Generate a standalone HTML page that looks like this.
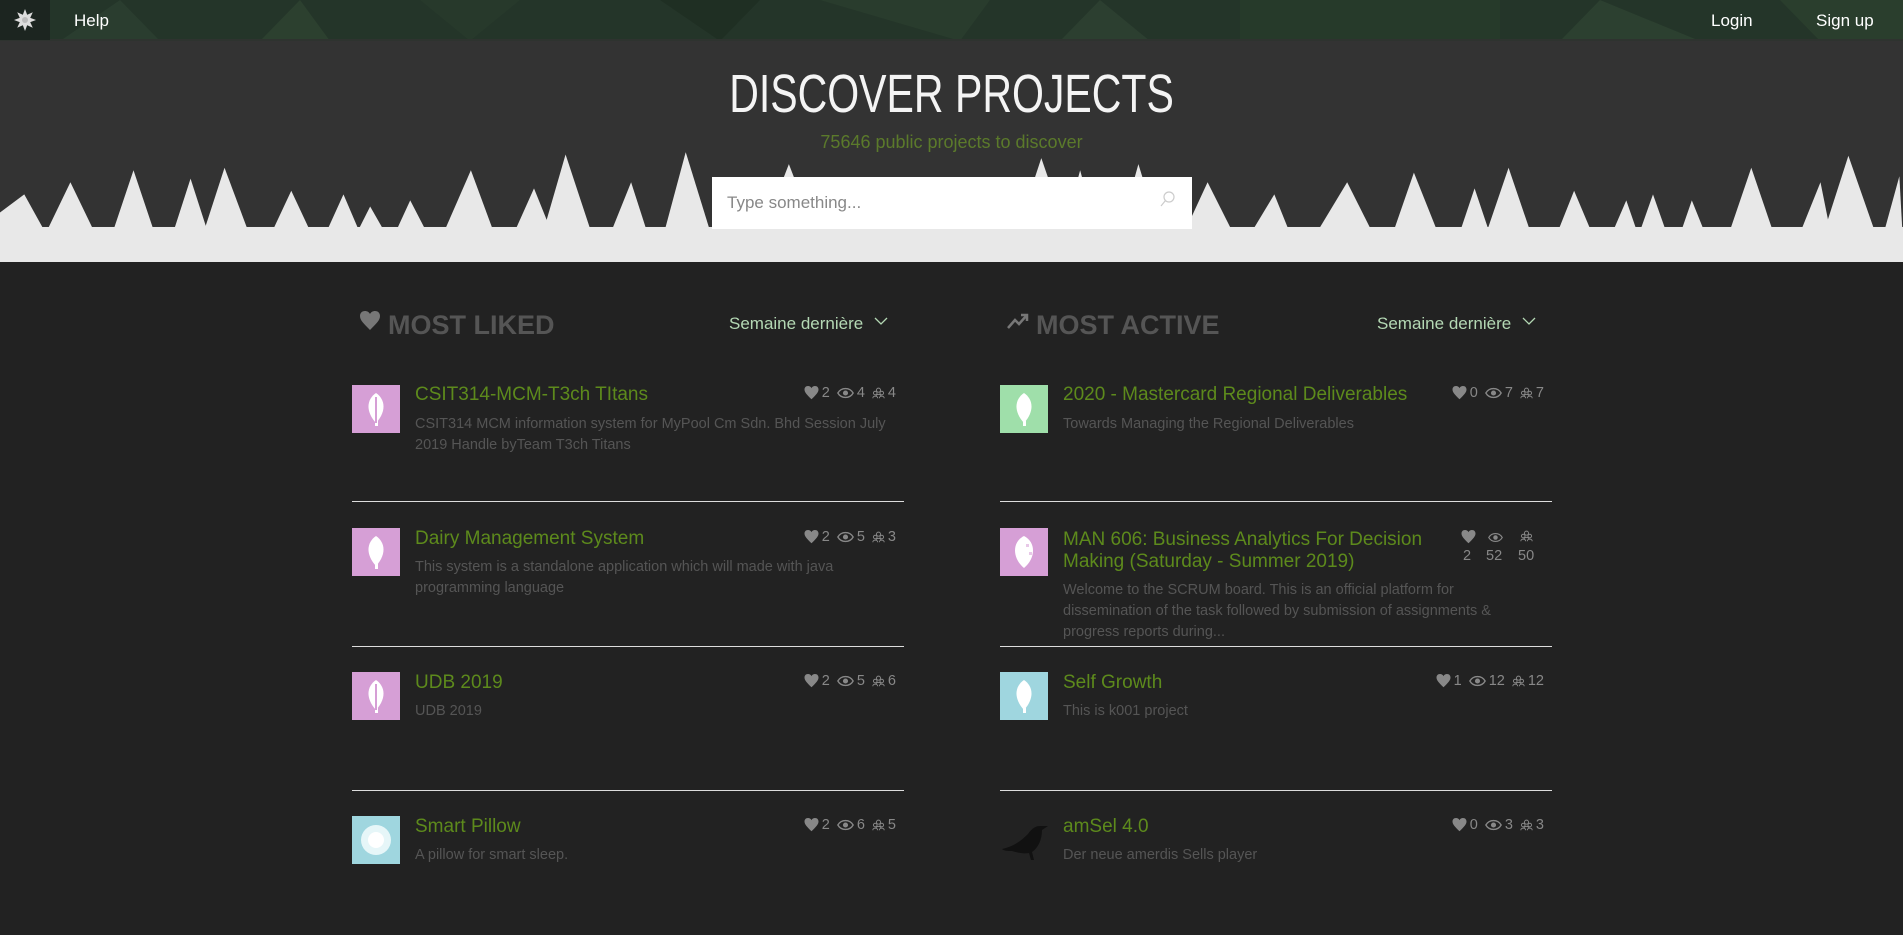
<!DOCTYPE html>
<html><head><meta charset="utf-8"><style>
*{margin:0;padding:0;box-sizing:border-box}
body{width:1903px;height:935px;overflow:hidden;background:#222;font-family:"Liberation Sans",sans-serif;position:relative}
.a{position:absolute}
.nav{left:0;top:0;width:1903px;height:41px;background:#243529;overflow:hidden}
.nt{color:#fff;font-size:17px;top:11px}
.hero{left:0;top:41px;width:1903px;height:221px;background:#333;overflow:hidden}
.ttl{color:#f4f4f4;font-size:54px;left:0;width:1903px;text-align:center;white-space:nowrap}
.ttl span{display:inline-block;transform:scaleX(0.76)}
.sub{width:1903px;text-align:center;color:#5b7a2b;font-size:18px}
.search{left:712px;top:177px;width:480px;height:52px;background:#fff}
.search span{position:absolute;left:15px;top:16px;color:#888;font-size:17px}
.h2{color:#555;font-size:27px;font-weight:bold;top:310px}
.sem{color:#b4d8b4;font-size:17px;top:314px}
.av{width:48px;height:48px}
.t{color:#5d8a1c;font-size:19px;line-height:24px;white-space:nowrap}
.d{color:#555;font-size:14.5px;line-height:21px}
.st{color:#888;font-size:14.5px;display:flex;align-items:center;gap:3px;white-space:nowrap}
.st svg{fill:#888}
.sep{height:1px;background:#ddd;width:552px}
</style></head><body>
<div class="a nav">
<svg width="1903" height="41" style="position:absolute;left:0;top:0">
<polygon points="120,0 160,41 60,41" fill="#2a3d2f"/><polygon points="300,0 330,41 260,41" fill="#2c402f"/>
<polygon points="420,0 520,0 470,41" fill="#27392b"/><polygon points="660,0 760,0 720,41" fill="#1f2f23"/>
<polygon points="820,0 990,0 960,41" fill="#293c2d"/><polygon points="1100,0 1150,41 1060,41" fill="#2c3f30"/>
<polygon points="1240,0 1500,0 1500,41 1240,41" fill="#263a2a"/><polygon points="1600,0 1700,41 1560,41" fill="#2c4030"/>
<polygon points="1780,0 1903,0 1903,41 1820,41" fill="#2a3e2d"/>
<rect y="39" width="1903" height="2" fill="#2e332f"/>
</svg>
<div class="a" style="left:0;top:0;width:50px;height:40px;background:#1c2520"></div>
<svg class="a" style="left:13px;top:8px" width="24" height="24" viewBox="-12 -12 24 24"><g fill="#ddd"><polygon points="0,-11 3,-3 11,0 3,3 0,11 -3,3 -11,0 -3,-3"/><polygon points="0,-11 3,-3 11,0 3,3 0,11 -3,3 -11,0 -3,-3" transform="rotate(45)"/></g><circle r="3" fill="#bbb"/></svg>
<div class="a nt" style="left:74px">Help</div>
<div class="a nt" style="left:1711px">Login</div>
<div class="a nt" style="left:1816px">Sign up</div>
</div>
<div class="a hero">
<svg width="1903" height="221" viewBox="0 33 1568 183" preserveAspectRatio="none" style="position:absolute;left:0;top:0">
<g fill="#e8e8e8">
<polygon points="0,175 20,160 42,200 0,200"/>
<polygon points="34,200 58,150 82,200"/><polygon points="90,200 110,140 130,200"/>
<polygon points="140,200 157,147 174,200"/><polygon points="165,200 185,138 208,200"/>
<polygon points="220,200 240,157 260,200"/><polygon points="265,200 283,160 300,200"/>
<polygon points="290,200 305,170 322,200"/><polygon points="322,200 338,165 356,200"/>
<polygon points="362,200 388,140 410,200"/><polygon points="420,200 440,155 458,200"/>
<polygon points="445,200 466,127 490,200"/><polygon points="500,200 520,150 536,200"/>
<polygon points="545,200 565,125 588,200"/><polygon points="625,200 650,135 675,200"/>
<polygon points="835,200 858,130 882,200"/><polygon points="874,200 890,140 906,200"/>
<polygon points="920,200 938,135 958,200"/><polygon points="972,200 995,150 1020,200"/>
<polygon points="1026,200 1050,160 1066,200"/><polygon points="1080,200 1110,150 1135,200"/>
<polygon points="1145,200 1165,142 1188,200"/><polygon points="1200,200 1215,155 1230,200"/>
<polygon points="1222,200 1243,138 1264,200"/><polygon points="1280,200 1297,157 1315,200"/>
<polygon points="1325,200 1340,165 1352,200"/><polygon points="1348,200 1362,160 1376,200"/>
<polygon points="1382,200 1394,165 1408,200"/><polygon points="1422,200 1443,138 1464,200"/>
<polygon points="1480,200 1500,150 1510,200"/><polygon points="1500,200 1523,128 1548,200"/>
<polygon points="1550,200 1565,145 1568,200"/>
<rect x="0" y="187" width="1568" height="29"/>
</g></svg>
<div class="a ttl" style="top:22px"><span>DISCOVER PROJECTS</span></div>
<div class="a sub" style="top:91px">75646 public projects to discover</div>
</div>
<div class="a search"><span>Type something...</span>
<svg class="a" style="left:448px;top:14px" width="16" height="18" viewBox="0 0 16 18"><circle cx="9" cy="6" r="5" fill="none" stroke="#ccc" stroke-width="1.2"/><line x1="5.5" y1="9.5" x2="1" y2="15" stroke="#ccc" stroke-width="1.2"/></svg>
</div>

<svg class="a" style="left:360px;top:311px" width="20" height="20" viewBox="0 0 20 20"><path d="M10 19 C3 12 0 9 0 5 C0 2 2 0 5 0 C7 0 9 1 10 3 C11 1 13 0 15 0 C18 0 20 2 20 5 C20 9 17 12 10 19Z" fill="#777"/></svg>
<div class="a h2" style="left:388px">MOST LIKED</div>
<div class="a sem" style="left:729px">Semaine dernière</div>
<svg class="a" style="left:874px;top:317px" width="14" height="9"><polyline points="1,1 7,7 13,1" fill="none" stroke="#b4d8b4" stroke-width="1.3"/></svg>

<svg class="a" style="left:1007px;top:313px" width="22" height="16"><polyline points="1,15 8,7 12,11 20,2" fill="none" stroke="#777" stroke-width="2.5"/><polyline points="14,2 20,2 20,8" fill="none" stroke="#777" stroke-width="2.5"/></svg>
<div class="a h2" style="left:1036px">MOST ACTIVE</div>
<div class="a sem" style="left:1377px">Semaine dernière</div>
<svg class="a" style="left:1522px;top:317px" width="14" height="9"><polyline points="1,1 7,7 13,1" fill="none" stroke="#b4d8b4" stroke-width="1.3"/></svg>

<svg width="0" height="0" style="position:absolute"><defs>
<symbol id="hr" viewBox="0 0 20 20"><path d="M10 19 C3 12 0 9 0 5 C0 2 2 0 5 0 C7 0 9 1 10 3 C11 1 13 0 15 0 C18 0 20 2 20 5 C20 9 17 12 10 19Z"/></symbol>
<symbol id="ey" viewBox="0 0 20 14"><path d="M1 7 C5 0 15 0 19 7 C15 14 5 14 1 7Z" fill="none" stroke="#888" stroke-width="1.6"/><circle cx="10" cy="7" r="3"/></symbol>
<symbol id="pp" viewBox="0 0 16 14"><g fill="none" stroke="#888" stroke-width="1.2"><circle cx="8" cy="3.5" r="2.5"/><circle cx="4" cy="7" r="2.2"/><circle cx="12" cy="7" r="2.2"/><path d="M1 13.5 C1 10 7 10 7 13.5 M9 13.5 C9 10 15 10 15 13.5 M5 11 C5 8 11 8 11 11"/></g></symbol>
<symbol id="leaf" viewBox="0 0 48 48"><path d="M24 8 C33 14 35 26 24 38 C13 26 15 14 24 8Z" fill="#fff"/><rect x="23" y="36" width="3" height="5" fill="#fff"/></symbol>
</defs></svg>

<div class="a av" style="left:352px;top:385px;background:#d69fd6"><svg width="48" height="48"><use href="#leaf"/><rect x="23" y="12" width="2" height="26" fill="#d69fd6"/></svg></div>
<div class="a t" style="left:415px;top:383px">CSIT314-MCM-T3ch TItans</div>
<div class="a d" style="left:415px;top:414px;width:480px">CSIT314 MCM information system for MyPool Cm Sdn. Bhd Session July 2019 Handle byTeam T3ch Titans</div>
<div class="a st" style="right:1007px;top:385px"><svg width="15" height="14"><use href="#hr"/></svg>2&nbsp;<svg width="17" height="12"><use href="#ey"/></svg>4&nbsp;<svg width="13" height="12"><use href="#pp"/></svg>4</div>
<div class="a sep" style="left:352px;top:501px"></div>

<div class="a av" style="left:352px;top:528px;background:#d69fd6"><svg width="48" height="48"><use href="#leaf"/></svg></div>
<div class="a t" style="left:415px;top:527px">Dairy Management System</div>
<div class="a d" style="left:415px;top:557px;width:480px">This system is a standalone application which will made with java programming language</div>
<div class="a st" style="right:1007px;top:529px"><svg width="15" height="14"><use href="#hr"/></svg>2&nbsp;<svg width="17" height="12"><use href="#ey"/></svg>5&nbsp;<svg width="13" height="12"><use href="#pp"/></svg>3</div>
<div class="a sep" style="left:352px;top:646px"></div>

<div class="a av" style="left:352px;top:672px;background:#d69fd6"><svg width="48" height="48"><use href="#leaf"/><rect x="23" y="12" width="2" height="26" fill="#d69fd6"/></svg></div>
<div class="a t" style="left:415px;top:671px">UDB 2019</div>
<div class="a d" style="left:415px;top:701px">UDB 2019</div>
<div class="a st" style="right:1007px;top:673px"><svg width="15" height="14"><use href="#hr"/></svg>2&nbsp;<svg width="17" height="12"><use href="#ey"/></svg>5&nbsp;<svg width="13" height="12"><use href="#pp"/></svg>6</div>
<div class="a sep" style="left:352px;top:790px"></div>

<div class="a av" style="left:352px;top:816px;background:#9fd6df"><svg width="48" height="48"><circle cx="24" cy="24" r="15" fill="#e6f6f8"/><circle cx="24" cy="24" r="8" fill="#fff"/></svg></div>
<div class="a t" style="left:415px;top:815px">Smart Pillow</div>
<div class="a d" style="left:415px;top:845px">A pillow for smart sleep.</div>
<div class="a st" style="right:1007px;top:817px"><svg width="15" height="14"><use href="#hr"/></svg>2&nbsp;<svg width="17" height="12"><use href="#ey"/></svg>6&nbsp;<svg width="13" height="12"><use href="#pp"/></svg>5</div>

<div class="a av" style="left:1000px;top:385px;background:#9fdfaa"><svg width="48" height="48"><use href="#leaf"/></svg></div>
<div class="a t" style="left:1063px;top:383px">2020 - Mastercard Regional Deliverables</div>
<div class="a d" style="left:1063px;top:414px">Towards Managing the Regional Deliverables</div>
<div class="a st" style="right:359px;top:385px"><svg width="15" height="14"><use href="#hr"/></svg>0&nbsp;<svg width="17" height="12"><use href="#ey"/></svg>7&nbsp;<svg width="13" height="12"><use href="#pp"/></svg>7</div>
<div class="a sep" style="left:1000px;top:501px"></div>

<div class="a av" style="left:1000px;top:528px;background:#d69fd6"><svg width="48" height="48"><path d="M24 8 C36 14 36 30 24 40 C12 30 12 14 24 8Z" fill="#fff"/><rect x="26" y="16" width="3" height="3" fill="#e8c8e8"/><rect x="29" y="24" width="3" height="3" fill="#e8c8e8"/></svg></div>
<div class="a t" style="left:1063px;top:529px;line-height:22px;width:380px;white-space:normal">MAN 606: Business Analytics For Decision Making (Saturday - Summer 2019)</div>
<div class="a d" style="left:1063px;top:580px;width:470px">Welcome to the SCRUM board. This is an official platform for dissemination of the task followed by submission of assignments &amp; progress reports during...</div>
<svg class="a" style="left:1461px;top:530px" width="15" height="14" fill="#888"><use href="#hr"/></svg>
<svg class="a" style="left:1488px;top:532px" width="15" height="11" fill="#888"><use href="#ey"/></svg>
<svg class="a" style="left:1520px;top:530px" width="13" height="12"><use href="#pp"/></svg>
<div class="a st" style="left:1463px;top:548px">2</div>
<div class="a st" style="left:1486px;top:548px">52</div>
<div class="a st" style="left:1518px;top:548px">50</div>
<div class="a sep" style="left:1000px;top:646px"></div>

<div class="a av" style="left:1000px;top:672px;background:#9fd6df"><svg width="48" height="48"><use href="#leaf"/></svg></div>
<div class="a t" style="left:1063px;top:671px">Self Growth</div>
<div class="a d" style="left:1063px;top:701px">This is k001 project</div>
<div class="a st" style="right:359px;top:673px"><svg width="15" height="14"><use href="#hr"/></svg>1&nbsp;<svg width="17" height="12"><use href="#ey"/></svg>12&nbsp;<svg width="13" height="12"><use href="#pp"/></svg>12</div>
<div class="a sep" style="left:1000px;top:790px"></div>

<svg class="a" style="left:1000px;top:820px" width="50" height="42" viewBox="0 0 50 42"><path d="M2 29 C12 27 20 22 28 14 C32 8 36 6 40 6 L48 6 L42 10 C42 20 38 28 32 32 L34 40 L31 40 L29 33 C24 34 18 33 12 31 C8 31 4 31 2 29Z" fill="#111"/></svg>
<div class="a t" style="left:1063px;top:815px">amSel 4.0</div>
<div class="a d" style="left:1063px;top:845px">Der neue amerdis Sells player</div>
<div class="a st" style="right:359px;top:817px"><svg width="15" height="14"><use href="#hr"/></svg>0&nbsp;<svg width="17" height="12"><use href="#ey"/></svg>3&nbsp;<svg width="13" height="12"><use href="#pp"/></svg>3</div>
</body></html>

### Requirements
Which lines of the material contain the string "standalone"? List each of them.

### Full answer
Generate a standalone HTML page that looks like this.
<div class="a d" style="left:415px;top:557px;width:480px">This system is a standalone application which will made with java programming language</div>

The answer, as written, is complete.